Nie chciał być aktorem
Premiera „Polowania na muchy” (zobacz unikatowe zdjęcia z planu tego filmu) odbyła się 19 sierpnia 1969 roku.
- Podczas premiery Marek koncertował w ZSSR, więc zostałam przez niego zobowiązana, żeby pójść i rolę zrecenzować listownie, albowiem młody aktor miało nieco obaw związanych ze swym występem – opowiadała jego żona, wówczas jeszcze narzeczona, w książce Marek. Marek Grechuta we wspomnieniach żony Danuty.
- Premiera odbyła się w wakacje, będąc dla mnie jedynym w swoim rodzaju przeżyciem. Wiedziałam z opisu, kiedy mniej więcej aktor Grechuta pojawi się na ekranie.
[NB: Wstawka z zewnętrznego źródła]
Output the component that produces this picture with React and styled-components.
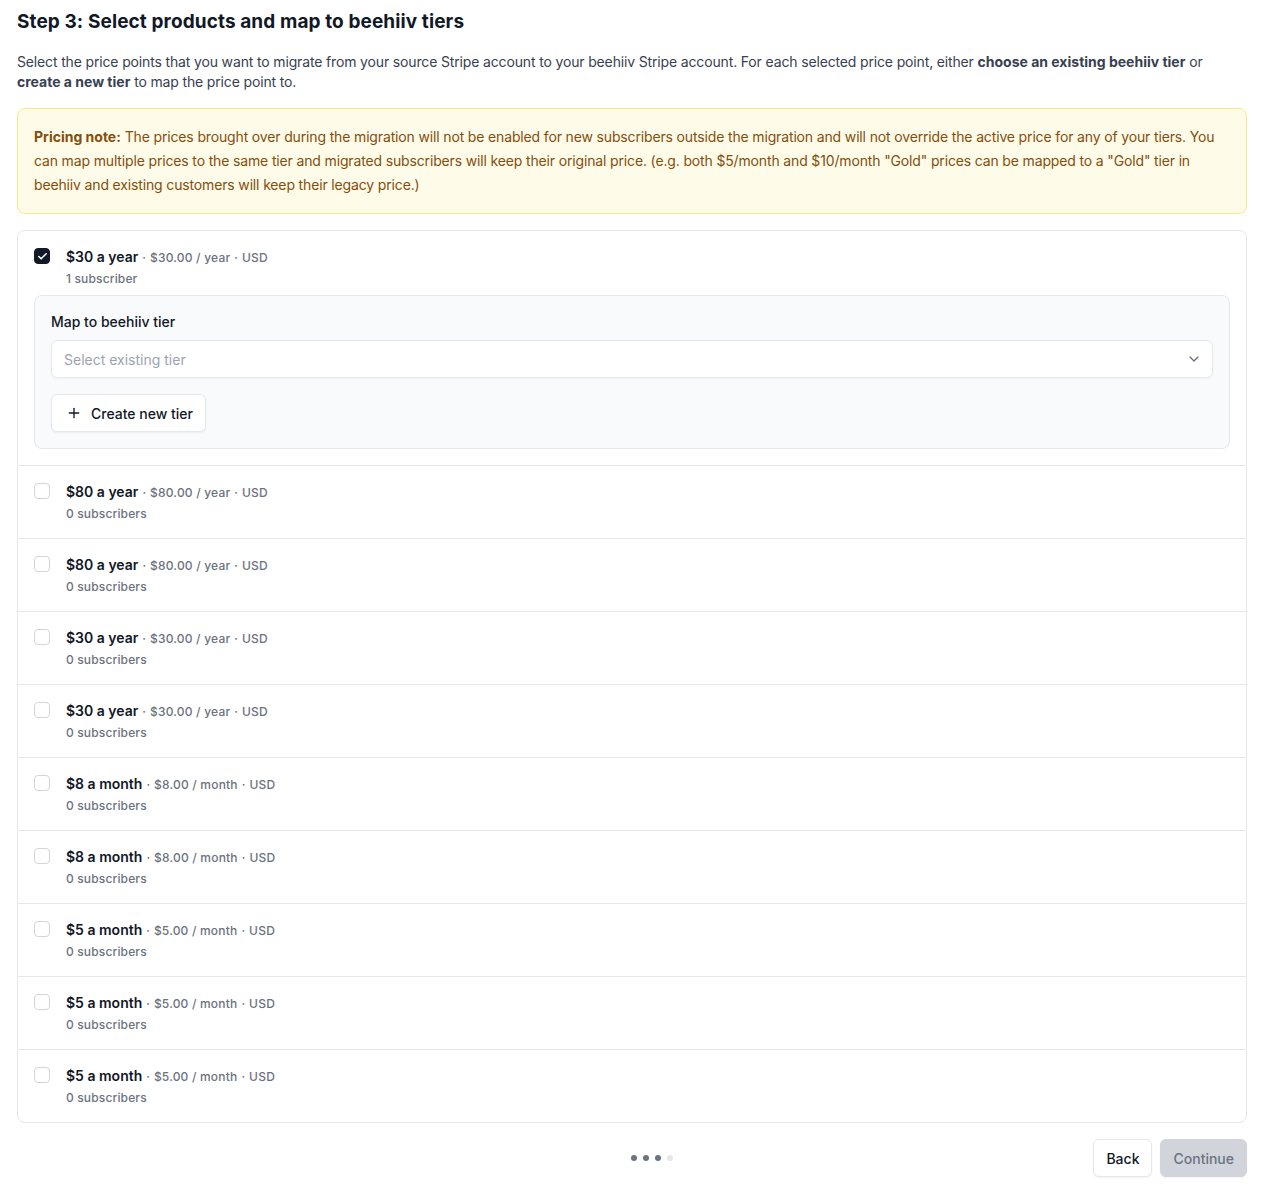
import React from 'react';
import styled, { createGlobalStyle } from 'styled-components';
import { Check, ChevronDown, Plus } from 'lucide-react';

const GlobalStyle = createGlobalStyle`
  * { box-sizing: border-box; }
  body {
    margin: 0;
    background: #ffffff;
    font-family: Inter, 'Noto Sans', sans-serif;
    color: #111827;
  }
`;

const prices = [
  { name: '$30 a year', amount: '$30.00', interval: 'year', subs: '1 subscriber', checked: true },
  { name: '$80 a year', amount: '$80.00', interval: 'year', subs: '0 subscribers' },
  { name: '$80 a year', amount: '$80.00', interval: 'year', subs: '0 subscribers' },
  { name: '$30 a year', amount: '$30.00', interval: 'year', subs: '0 subscribers' },
  { name: '$30 a year', amount: '$30.00', interval: 'year', subs: '0 subscribers' },
  { name: '$8 a month', amount: '$8.00', interval: 'month', subs: '0 subscribers' },
  { name: '$8 a month', amount: '$8.00', interval: 'month', subs: '0 subscribers' },
  { name: '$5 a month', amount: '$5.00', interval: 'month', subs: '0 subscribers' },
  { name: '$5 a month', amount: '$5.00', interval: 'month', subs: '0 subscribers' },
  { name: '$5 a month', amount: '$5.00', interval: 'month', subs: '0 subscribers' },
];

function App() {
  return (
    <>
      <GlobalStyle />
      <Page>
        <Title>Step 3: Select products and map to beehiiv tiers</Title>
        <Description>
          Select the price points that you want to migrate from your source Stripe account to your beehiiv Stripe
          account. For each selected price point, either <strong>choose an existing beehiiv tier</strong> or{' '}
          <strong>create a new tier</strong> to map the price point to.
        </Description>
        <Note>
          <strong>Pricing note:</strong> The prices brought over during the migration will not be enabled for new
          subscribers outside the migration and will not override the active price for any of your tiers. You can map
          multiple prices to the same tier and migrated subscribers will keep their original price. (e.g. both
          $5/month and $10/month "Gold" prices can be mapped to a "Gold" tier in beehiiv and existing customers will
          keep their legacy price.)
        </Note>
        <List>
          {prices.map((p, i) => (
            <Row key={i}>
              <RowHead>
                <Checkbox $checked={p.checked}>
                  {p.checked && <Check size={11} strokeWidth={3.5} color="#ffffff" />}
                </Checkbox>
                <Info>
                  <PriceLine>
                    <PriceName>{p.name}</PriceName>
                    <Sep>·</Sep>
                    <Meta>{p.amount} / {p.interval}</Meta>
                    <Sep>·</Sep>
                    <Meta>USD</Meta>
                  </PriceLine>
                  <Subs>{p.subs}</Subs>
                </Info>
              </RowHead>
              {p.checked && (
                <MapPanel>
                  <Label>Map to beehiiv tier</Label>
                  <Select>
                    <span>Select existing tier</span>
                    <ChevronDown size={16} color="#6b7280" strokeWidth={2} />
                  </Select>
                  <div>
                    <SecondaryButton>
                      <Plus size={16} strokeWidth={2} />
                      Create new tier
                    </SecondaryButton>
                  </div>
                </MapPanel>
              )}
            </Row>
          ))}
        </List>
        <Footer>
          <Dots>
            <Dot />
            <Dot />
            <Dot />
            <Dot $muted />
          </Dots>
          <Actions>
            <Button>Back</Button>
            <Button $disabled>Continue</Button>
          </Actions>
        </Footer>
      </Page>
    </>
  );
}

export default App;

const Page = styled.div`
  padding: 8px 14px 16px 17px;
  display: flex;
  flex-direction: column;
`;

const Title = styled.h2`
  margin: 0;
  font-size: 19px;
  line-height: 28px;
  font-weight: 700;
  color: #111827;
  letter-spacing: 0.1px;
`;

const Description = styled.p`
  margin: 16px 0 0;
  font-size: 14px;
  line-height: 20px;
  color: #374151;
  letter-spacing: -0.15px;
  strong {
    font-weight: 700;
    color: #374151;
    letter-spacing: 0;
  }
`;

const Note = styled.div`
  margin-top: 16px;
  padding: 16px;
  background: #fefce8;
  border: 1px solid #fde68a;
  border-radius: 8px;
  font-size: 14px;
  line-height: 24px;
  color: #854d0e;
  letter-spacing: -0.15px;
  strong {
    font-weight: 700;
    letter-spacing: 0;
  }
`;

const List = styled.div`
  margin-top: 16px;
  border: 1px solid #e5e7eb;
  border-radius: 8px;
  background: #ffffff;
`;

const Row = styled.div`
  padding: 16px;
  display: flex;
  flex-direction: column;
  gap: 8px;
  & + & {
    border-top: 1px solid #e5e7eb;
  }
`;

const RowHead = styled.div`
  display: flex;
  align-items: flex-start;
  gap: 16px;
`;

const Checkbox = styled.span`
  width: 16px;
  height: 16px;
  margin-top: 1px;
  border-radius: 4px;
  display: flex;
  align-items: center;
  justify-content: center;
  flex-shrink: 0;
  background: ${(p) => (p.$checked ? '#111827' : '#ffffff')};
  border: 1px solid ${(p) => (p.$checked ? '#111827' : '#d1d5db')};
`;

const Info = styled.div`
  display: flex;
  flex-direction: column;
  gap: 3px;
`;

const PriceLine = styled.div`
  display: flex;
  align-items: baseline;
  white-space: pre;
`;

const PriceName = styled.span`
  font-size: 14px;
  line-height: 20px;
  font-weight: 600;
  color: #111827;
`;

const Meta = styled.span`
  font-size: 12px;
  line-height: 18px;
  font-weight: 500;
  color: #6b7280;
  letter-spacing: 0.2px;
`;

const Sep = styled(Meta)`
  padding: 0 4px;
  letter-spacing: 0;
`;

const Subs = styled.span`
  font-size: 12px;
  line-height: 17px;
  font-weight: 500;
  color: #6b7280;
  letter-spacing: 0.15px;
`;

const MapPanel = styled.div`
  padding: 16px;
  background: #f9fafb;
  border: 1px solid #e5e7eb;
  border-radius: 8px;
  display: flex;
  flex-direction: column;
  gap: 16px;
`;

const Label = styled.div`
  font-size: 14px;
  line-height: 20px;
  font-weight: 500;
  color: #111827;
  margin-bottom: -8px;
`;

const Select = styled.div`
  height: 38px;
  padding: 0 10px 0 12px;
  background: #ffffff;
  border: 1px solid #e5e7eb;
  border-radius: 6px;
  box-shadow: 0 1px 2px rgba(0, 0, 0, 0.04);
  display: flex;
  align-items: center;
  justify-content: space-between;
  font-size: 14px;
  color: #9ca3af;
`;

const SecondaryButton = styled.button`
  height: 38px;
  padding: 0 12px 0 14px;
  background: #ffffff;
  border: 1px solid #e5e7eb;
  border-radius: 6px;
  box-shadow: 0 1px 2px rgba(0, 0, 0, 0.05);
  display: inline-flex;
  align-items: center;
  gap: 9px;
  font-family: inherit;
  font-size: 14px;
  font-weight: 500;
  color: #111827;
`;

const Footer = styled.div`
  margin-top: 16px;
  padding-left: calc(50% - 1px);
  display: flex;
  justify-content: space-between;
  align-items: center;
`;

const Dots = styled.div`
  display: flex;
  gap: 6px;
`;

const Dot = styled.span`
  width: 6px;
  height: 6px;
  border-radius: 50%;
  background: ${(p) => (p.$muted ? '#e5e7eb' : '#6b7280')};
`;

const Actions = styled.div`
  display: flex;
  justify-content: flex-end;
  gap: 8px;
`;

const Button = styled.button`
  height: 38px;
  padding: 0 12px;
  border-radius: 6px;
  font-family: inherit;
  font-size: 14px;
  font-weight: 500;
  border: 1px solid ${(p) => (p.$disabled ? '#d1d5db' : '#e5e7eb')};
  background: ${(p) => (p.$disabled ? '#d1d5db' : '#ffffff')};
  color: ${(p) => (p.$disabled ? '#6b7280' : '#111827')};
  box-shadow: 0 1px 2px rgba(0, 0, 0, 0.05);
`;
Grał wraz z Małgorzatą Braunek, którą jako piękną i nowoczesną dziewczynę próbował zagarnąć na chatę. Tuż przed ich wspólną sceną serce zaczęło mi mocno bić, a właściwie, mówiąc dosadnie, tak walić, że nie wiedziałam, co z sobą zrobić. Siedziałam w środku rzędu. Wyjść było trudno, a jednocześnie nie mogłam pójść precz z kina, bo przecież obligowały mnie obowiązki recenzenta, które przyjęłam jako narzeczona aktora. W sumie zagrał jedynie epizodzik, po którym zaczęły jednak przychodzić kolejne propozycje.
On jednak postanowił zrezygnować z kina, w pełni poświęcając się muzyce.